## Instructions for the task
Wherever "index" appears in a line, copy that line.

## Supplied material
--------------------

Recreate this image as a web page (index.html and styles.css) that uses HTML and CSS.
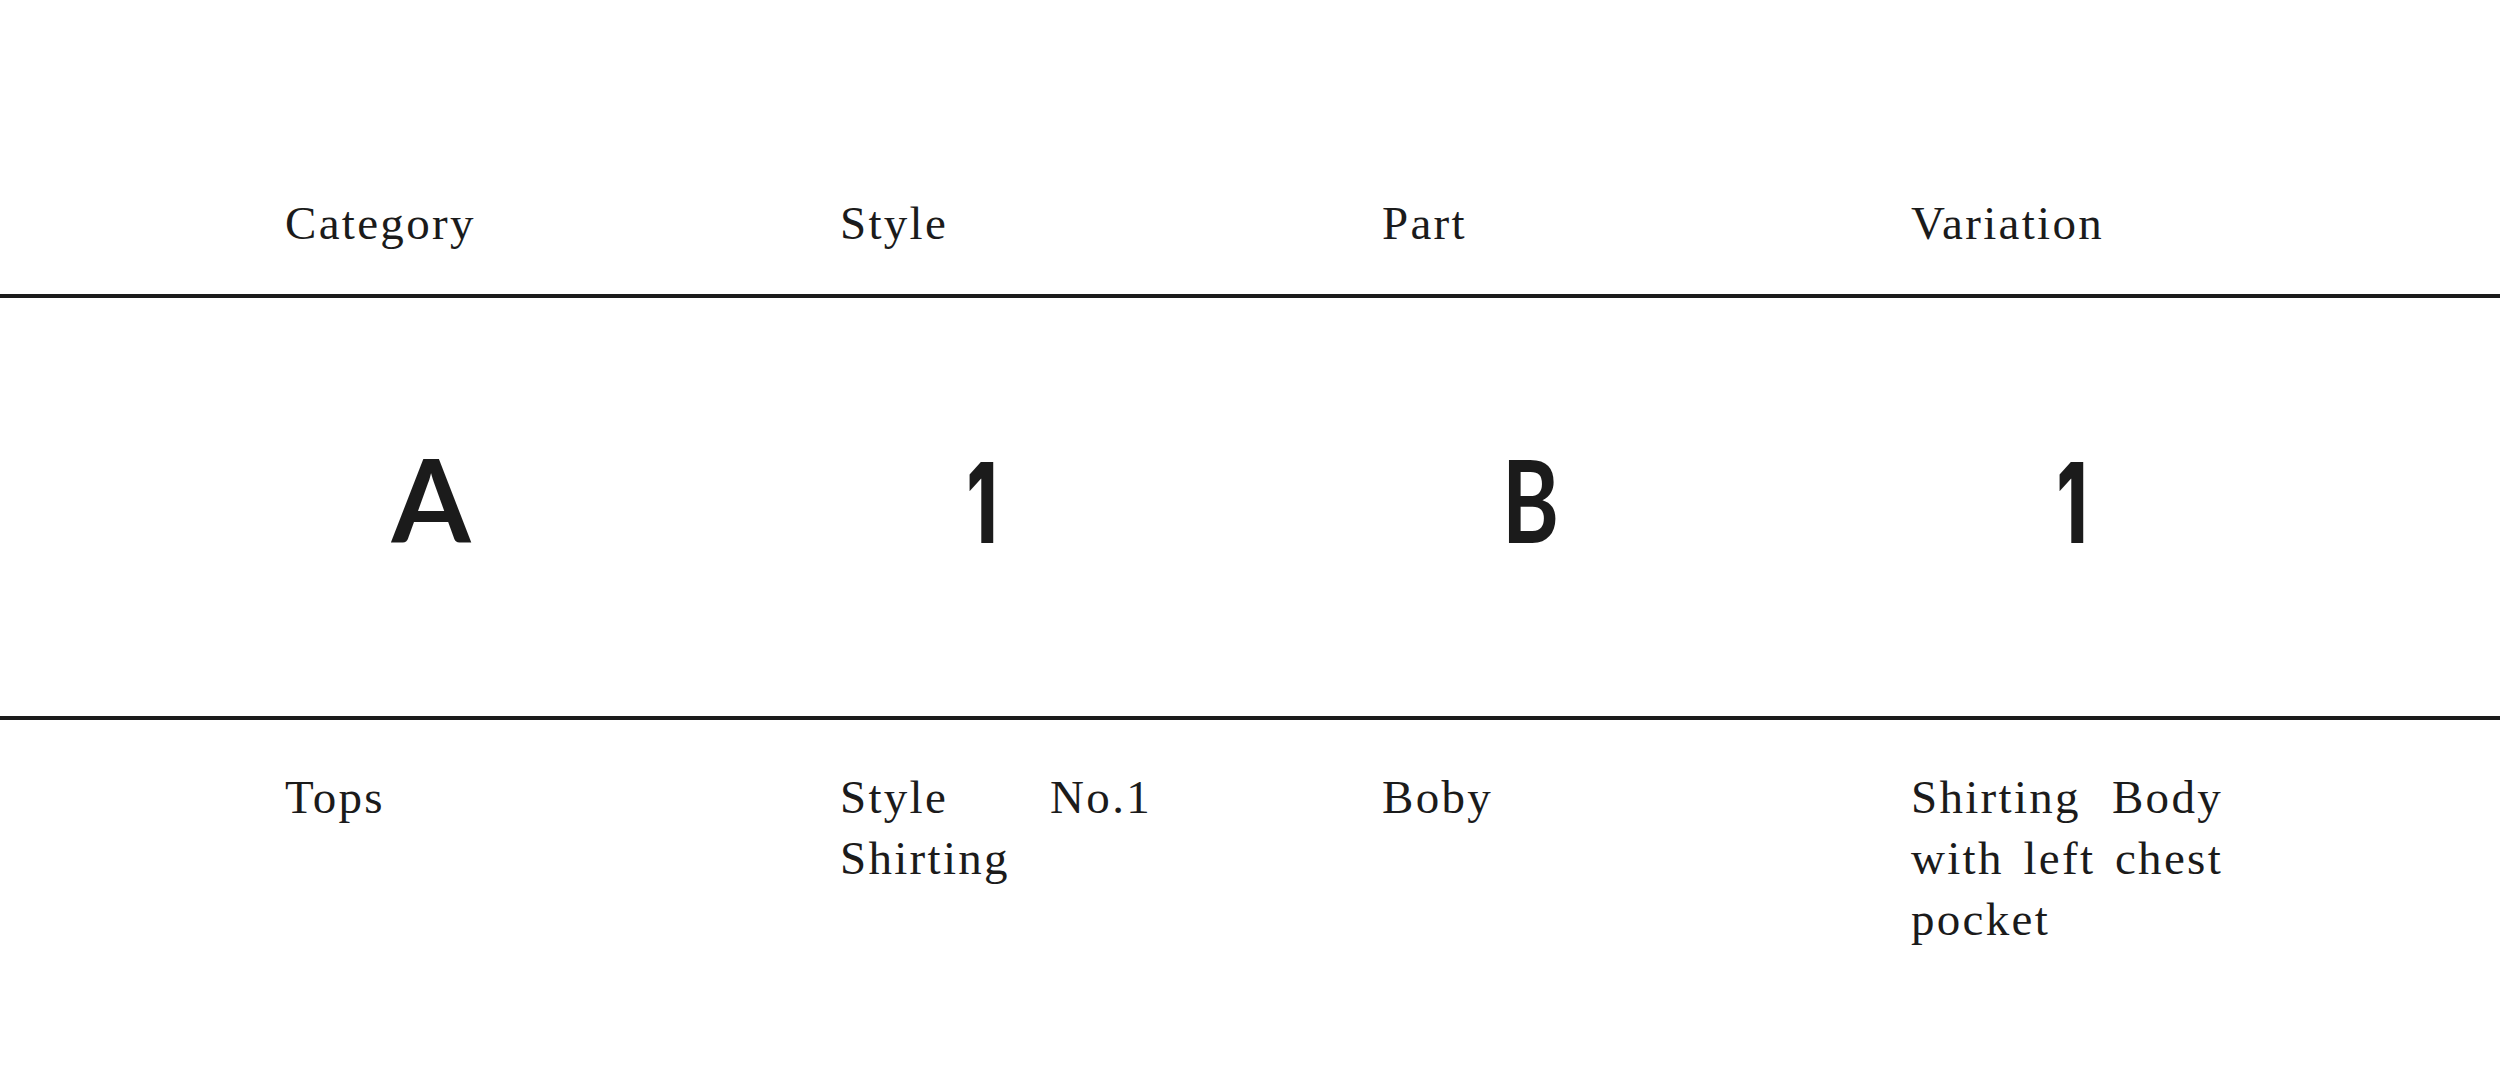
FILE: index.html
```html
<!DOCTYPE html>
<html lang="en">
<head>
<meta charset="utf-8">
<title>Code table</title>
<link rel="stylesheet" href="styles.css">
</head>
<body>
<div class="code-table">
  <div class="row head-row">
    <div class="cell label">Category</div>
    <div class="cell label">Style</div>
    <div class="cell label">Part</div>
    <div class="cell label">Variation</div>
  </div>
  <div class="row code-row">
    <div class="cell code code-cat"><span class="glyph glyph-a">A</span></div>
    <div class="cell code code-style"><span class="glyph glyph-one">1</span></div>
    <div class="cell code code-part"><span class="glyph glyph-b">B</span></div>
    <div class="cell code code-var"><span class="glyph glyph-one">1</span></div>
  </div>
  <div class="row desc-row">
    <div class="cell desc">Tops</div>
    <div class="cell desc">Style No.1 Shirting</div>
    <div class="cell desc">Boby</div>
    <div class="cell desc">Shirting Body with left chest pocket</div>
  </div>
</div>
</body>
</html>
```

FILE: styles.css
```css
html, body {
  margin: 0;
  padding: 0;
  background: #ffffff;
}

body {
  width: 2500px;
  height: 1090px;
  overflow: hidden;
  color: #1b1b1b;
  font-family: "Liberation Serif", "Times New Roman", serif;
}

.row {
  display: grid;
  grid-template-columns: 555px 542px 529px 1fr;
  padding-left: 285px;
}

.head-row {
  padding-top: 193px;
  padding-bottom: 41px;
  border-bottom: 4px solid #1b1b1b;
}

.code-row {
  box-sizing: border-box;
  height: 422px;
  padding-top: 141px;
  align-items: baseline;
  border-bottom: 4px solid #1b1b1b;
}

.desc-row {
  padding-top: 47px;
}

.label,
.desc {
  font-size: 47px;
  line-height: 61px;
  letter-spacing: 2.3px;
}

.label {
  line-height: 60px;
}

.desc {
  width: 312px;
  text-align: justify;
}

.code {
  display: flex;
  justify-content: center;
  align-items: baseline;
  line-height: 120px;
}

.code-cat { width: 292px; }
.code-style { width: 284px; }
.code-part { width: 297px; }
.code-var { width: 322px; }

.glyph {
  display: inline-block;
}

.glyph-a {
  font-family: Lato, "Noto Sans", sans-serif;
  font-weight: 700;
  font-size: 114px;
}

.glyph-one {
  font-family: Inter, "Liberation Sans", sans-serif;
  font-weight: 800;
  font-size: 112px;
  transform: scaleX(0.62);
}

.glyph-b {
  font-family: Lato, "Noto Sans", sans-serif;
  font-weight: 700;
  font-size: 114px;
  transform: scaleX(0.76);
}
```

--------------------

## Answer in full
Recreate this image as a web page (index.html and styles.css) that uses HTML and CSS.
FILE: index.html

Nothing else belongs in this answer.